= Directions =
Among the entries below, find how many lines carry the word "components" and state only that figure.

= Dataset content =
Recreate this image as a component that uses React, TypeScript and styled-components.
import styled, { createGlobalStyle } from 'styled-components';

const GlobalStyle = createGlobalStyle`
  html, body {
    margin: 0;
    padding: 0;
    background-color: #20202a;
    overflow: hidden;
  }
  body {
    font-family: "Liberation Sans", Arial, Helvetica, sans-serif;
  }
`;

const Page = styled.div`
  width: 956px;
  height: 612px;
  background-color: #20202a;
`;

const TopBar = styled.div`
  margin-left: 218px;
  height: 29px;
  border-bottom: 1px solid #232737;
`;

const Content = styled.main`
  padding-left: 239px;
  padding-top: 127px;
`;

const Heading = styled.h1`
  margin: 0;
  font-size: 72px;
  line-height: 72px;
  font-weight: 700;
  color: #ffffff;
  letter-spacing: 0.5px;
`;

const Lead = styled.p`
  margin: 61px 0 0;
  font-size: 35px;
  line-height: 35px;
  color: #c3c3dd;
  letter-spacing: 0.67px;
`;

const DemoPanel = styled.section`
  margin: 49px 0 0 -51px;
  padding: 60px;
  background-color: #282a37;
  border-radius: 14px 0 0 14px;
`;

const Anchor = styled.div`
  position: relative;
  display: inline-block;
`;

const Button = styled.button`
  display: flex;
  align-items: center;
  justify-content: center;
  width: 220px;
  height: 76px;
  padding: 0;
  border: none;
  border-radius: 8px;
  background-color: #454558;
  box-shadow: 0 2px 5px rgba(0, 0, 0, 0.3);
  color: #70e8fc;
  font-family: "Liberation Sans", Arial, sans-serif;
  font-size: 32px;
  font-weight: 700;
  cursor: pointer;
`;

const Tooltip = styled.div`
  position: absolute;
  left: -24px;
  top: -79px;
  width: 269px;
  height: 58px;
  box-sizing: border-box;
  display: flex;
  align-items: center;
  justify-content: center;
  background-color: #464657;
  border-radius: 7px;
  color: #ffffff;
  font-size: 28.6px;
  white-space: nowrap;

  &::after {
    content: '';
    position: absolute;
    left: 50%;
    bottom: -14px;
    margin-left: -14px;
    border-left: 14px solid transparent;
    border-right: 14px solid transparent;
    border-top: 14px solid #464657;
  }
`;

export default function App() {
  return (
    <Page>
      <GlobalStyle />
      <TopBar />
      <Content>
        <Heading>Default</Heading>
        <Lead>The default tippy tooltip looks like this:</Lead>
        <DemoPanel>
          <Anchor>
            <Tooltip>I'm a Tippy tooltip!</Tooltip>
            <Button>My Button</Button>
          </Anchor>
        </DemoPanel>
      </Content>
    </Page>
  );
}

==

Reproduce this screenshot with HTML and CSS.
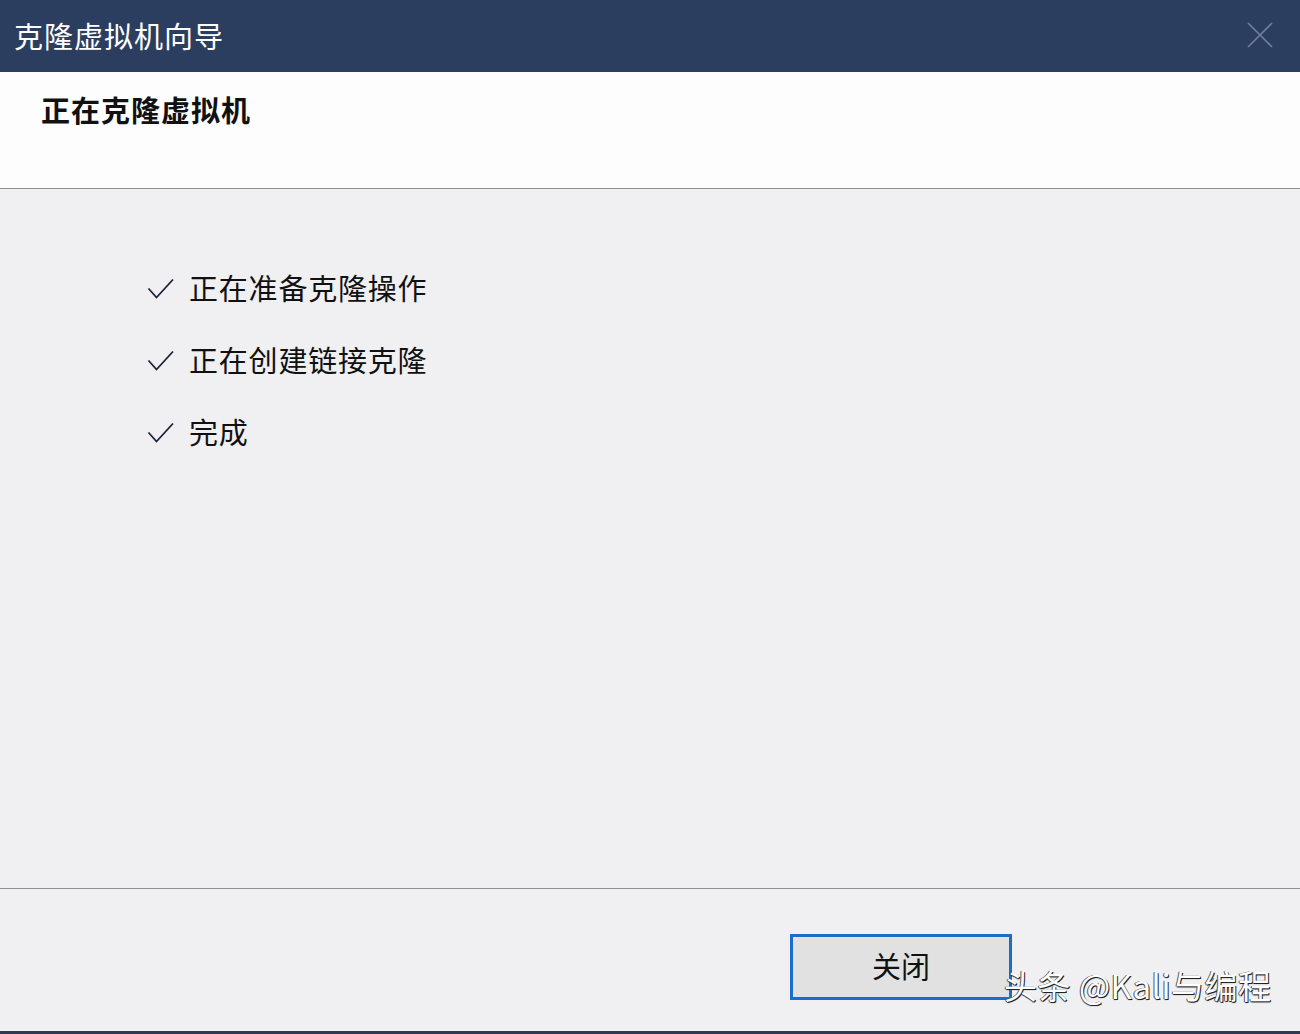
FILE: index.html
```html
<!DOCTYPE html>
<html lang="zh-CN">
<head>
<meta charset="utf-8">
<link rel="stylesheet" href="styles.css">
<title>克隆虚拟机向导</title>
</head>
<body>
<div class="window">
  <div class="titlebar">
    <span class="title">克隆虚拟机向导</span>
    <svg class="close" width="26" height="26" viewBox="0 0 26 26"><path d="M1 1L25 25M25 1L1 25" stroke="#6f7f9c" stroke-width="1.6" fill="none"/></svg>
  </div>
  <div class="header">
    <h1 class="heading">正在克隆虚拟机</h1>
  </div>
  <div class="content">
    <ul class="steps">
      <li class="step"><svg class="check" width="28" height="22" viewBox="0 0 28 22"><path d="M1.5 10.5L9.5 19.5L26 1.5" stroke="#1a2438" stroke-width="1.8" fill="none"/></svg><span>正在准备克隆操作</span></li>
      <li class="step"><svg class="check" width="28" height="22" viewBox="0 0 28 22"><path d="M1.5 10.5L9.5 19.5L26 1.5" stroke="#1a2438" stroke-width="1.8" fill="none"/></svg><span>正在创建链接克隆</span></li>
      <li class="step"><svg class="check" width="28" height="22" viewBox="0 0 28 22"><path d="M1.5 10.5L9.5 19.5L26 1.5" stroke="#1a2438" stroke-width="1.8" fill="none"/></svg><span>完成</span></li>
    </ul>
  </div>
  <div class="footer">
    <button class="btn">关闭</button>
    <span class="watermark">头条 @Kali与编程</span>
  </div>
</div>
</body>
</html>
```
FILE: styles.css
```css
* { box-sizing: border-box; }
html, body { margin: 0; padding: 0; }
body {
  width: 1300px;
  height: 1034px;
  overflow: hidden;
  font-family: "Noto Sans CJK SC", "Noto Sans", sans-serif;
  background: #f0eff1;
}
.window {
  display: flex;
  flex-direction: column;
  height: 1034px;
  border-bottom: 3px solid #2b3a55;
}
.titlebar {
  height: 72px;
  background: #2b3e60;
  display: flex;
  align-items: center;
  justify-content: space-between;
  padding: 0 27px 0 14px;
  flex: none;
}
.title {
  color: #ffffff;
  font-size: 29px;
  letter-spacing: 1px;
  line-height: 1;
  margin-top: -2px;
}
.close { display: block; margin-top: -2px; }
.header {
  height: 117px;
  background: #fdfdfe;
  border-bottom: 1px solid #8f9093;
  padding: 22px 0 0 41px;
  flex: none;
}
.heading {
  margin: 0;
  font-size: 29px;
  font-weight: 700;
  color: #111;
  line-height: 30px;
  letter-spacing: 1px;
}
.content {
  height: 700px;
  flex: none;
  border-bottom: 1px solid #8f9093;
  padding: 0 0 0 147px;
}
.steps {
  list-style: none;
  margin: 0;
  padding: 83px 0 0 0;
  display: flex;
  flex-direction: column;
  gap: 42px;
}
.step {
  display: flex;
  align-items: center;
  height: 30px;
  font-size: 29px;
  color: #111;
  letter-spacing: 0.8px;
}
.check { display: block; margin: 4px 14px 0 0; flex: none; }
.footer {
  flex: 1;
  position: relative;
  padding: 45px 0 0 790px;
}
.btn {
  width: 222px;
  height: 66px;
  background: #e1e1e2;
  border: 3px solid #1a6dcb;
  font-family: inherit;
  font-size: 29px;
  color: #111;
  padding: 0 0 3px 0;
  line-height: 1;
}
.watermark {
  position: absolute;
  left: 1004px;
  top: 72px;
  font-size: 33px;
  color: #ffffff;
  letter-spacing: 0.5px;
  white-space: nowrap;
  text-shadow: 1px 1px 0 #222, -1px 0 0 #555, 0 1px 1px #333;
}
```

= Solution to this task =
2